В заключение попытаемся ответить на вопрос, кем был Остерман: государственным деятелем или вельможным чиновником. Ответ, по нашему мнению, однозначен — он был чиновником, пусть значительным, но полностью или частично лишенным черт крупномасштабного деятеля. Андрей Иванович — чистейшей воды прагматик, исполнитель чужих предначертаний, чувствовавший себя уверенно лишь в тех случаях, когда не он, а лицо, стоявшее над ним, несло всю ответственность за провал или успех его деятельности.
Тщетно искать в бумагах Остермана обилия документов, определяющих курс руководимого им правительства во внутренней и внешней политике. Историкам известны два такого рода источника, причем оба они появились в 1726 г. Один из них является продуктом коллективного творчества, он подписан Меншиковым, Остерманом, Макаровым и Волковым, так что трудно вычленить из него идеи, принадлежащие Андрею Ивановичу лично. Не вызывает сомнений лишь одно — редактировал документ Андрей Иванович. Другой документ с длинным названием «Генеральное состояние дел и интересов Всероссийских со всеми соседями и другими иностранными государствами» составлен единолично Остерманом. Присматриваясь к содержанию документа, можно сделать вывод, что он не содержит четких формул, определяющих курс внешней политики страны и ее ориентацию на союзнические или нейтральные отношения с другими государствами. Автор записки предпочел ограничить свою задачу перечнем выгод и отрицательных последствий в случае сближения России с той или иной европейской страной.

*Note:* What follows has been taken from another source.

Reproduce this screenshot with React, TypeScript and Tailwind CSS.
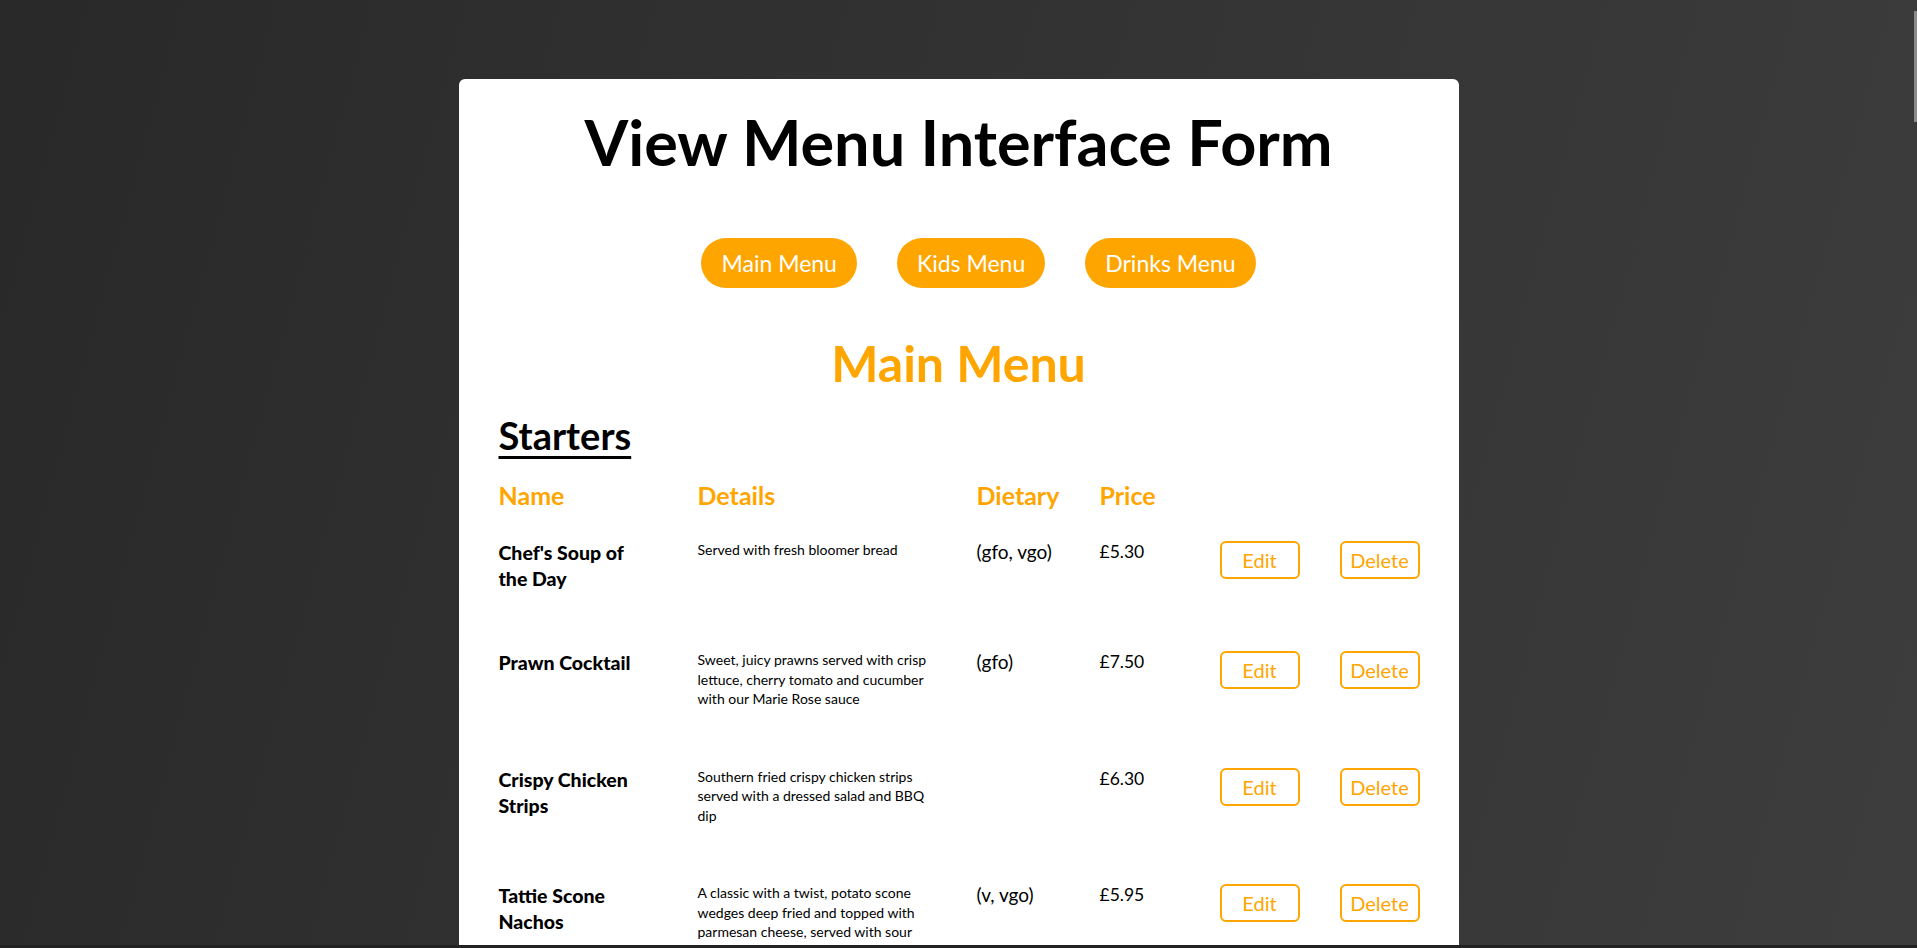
import React from 'react';

interface IMenuItem {
  name: string;
  details: string;
  dietary: string;
  price: string;
}

const starters: IMenuItem[] = [
  { name: "Chef's Soup of the Day", details: 'Served with fresh bloomer bread', dietary: '(gfo, vgo)', price: '£5.30' },
  {
    name: 'Prawn Cocktail',
    details: 'Sweet, juicy prawns served with crisp lettuce, cherry tomato and cucumber with our Marie Rose sauce',
    dietary: '(gfo)',
    price: '£7.50',
  },
  {
    name: 'Crispy Chicken Strips',
    details: 'Southern fried crispy chicken strips served with a dressed salad and BBQ dip',
    dietary: '',
    price: '£6.30',
  },
  {
    name: 'Tattie Scone Nachos',
    details: 'A classic with a twist, potato scone wedges deep fried and topped with parmesan cheese, served with sour cream and salsa',
    dietary: '(v, vgo)',
    price: '£5.95',
  },
];

const menus = ['Main Menu', 'Kids Menu', 'Drinks Menu'];

const App: React.FC = () => {
  return (
    <div className="relative h-screen overflow-hidden bg-[linear-gradient(105deg,#292929_0%,#333333_50%,#3d3d3d_100%)] font-['Lato',sans-serif]">
      <div className="mx-auto mt-[79px] w-[1000px] rounded-[6px] bg-white px-10 pt-[31px] pb-10">
        <h1 className="text-center text-[63px] font-bold leading-none text-black">View Menu Interface Form</h1>

        {/* Menu switcher */}
        <div className="mt-[65px] flex justify-center gap-10 pl-[40px]">
          {menus.map((m) => (
            <button key={m} className="h-[50px] rounded-full bg-[#ffa500] px-5 text-[23px] leading-none text-white">
              {m}
            </button>
          ))}
        </div>

        <h2 className="mt-[50px] text-center text-[50px] font-bold leading-none text-[#ffa500]">Main Menu</h2>

        <h3 className="mt-[28px] text-[38px] font-bold leading-none text-black underline decoration-[3px] underline-offset-[6px]">
          Starters
        </h3>

        {/* Table header */}
        <div className="mt-[29px] grid grid-cols-[199px_279px_123px_120px_120px_79px] text-[25px] font-bold leading-none text-[#ffa500]">
          <div>Name</div>
          <div>Details</div>
          <div>Dietary</div>
          <div>Price</div>
        </div>

        <div className="mt-[29px]">
          {starters.map((item) => (
            <div
              key={item.name}
              className="grid grid-cols-[199px_279px_123px_120px_120px_79px] items-start pb-[55px]"
            >
              <div className="mt-[3px] w-[145px] text-[19.5px] font-black leading-[26px] text-black">{item.name}</div>
              <div className="mt-[3px] w-[240px] text-[14px] leading-[19.5px] text-black">{item.details}</div>
              <div className="mt-[2px] text-[19px] leading-[26px] text-black">{item.dietary}</div>
              <div className="mt-[2px] text-[17.5px] leading-[26px] text-black">{item.price}</div>
              <div className="mt-[4px]">
                <button className="h-[38px] w-[80px] rounded-[6px] border-2 border-[#ffa500] bg-white text-[20px] leading-none text-[#ffa500]">
                  Edit
                </button>
              </div>
              <div className="mt-[4px]">
                <button className="h-[38px] w-[80px] rounded-[6px] border-2 border-[#ffa500] bg-white text-[20px] leading-none text-[#ffa500]">
                  Delete
                </button>
              </div>
            </div>
          ))}
        </div>
      </div>

      {/* thin scrollbar thumb and window edge */}
      <div className="absolute right-0 top-[11px] h-[111px] w-[3px] bg-[#8a8a8a]" />
      <div className="absolute bottom-0 left-0 h-[3px] w-full bg-[#222222]" />
    </div>
  );
};

export default App;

Высказав свои доводы pro и contra, Андрей Иванович полагал, что вывод из его анализа сделает кто-то другой, на себя он подобной ответственности возлагать не хотел. Таким образом, «Генеральное состояние .» — не программный документ, а материал для него. При чтении этого документа невольно вспоминаются слова Манштейна о том, что все, что Остерман «говорил и писал, можно было понимать двояким образом». В самом деле, Андрей Иванович, перечислив плюсы и минусы в русско-французских отношениях для обеих стран, будто бы пришел к выводу, «оставя Францию искать с цесарем наикреичайше соединства», а на следующей странице писал о необходимости «с Францией теснейшим союзом обязаться». Впрочем, подобного рода суждения он заключил фразой: «когда из сих путей, которой за благо примется, то возможно потребности и осторожности, которые до оного касается, описать»[19].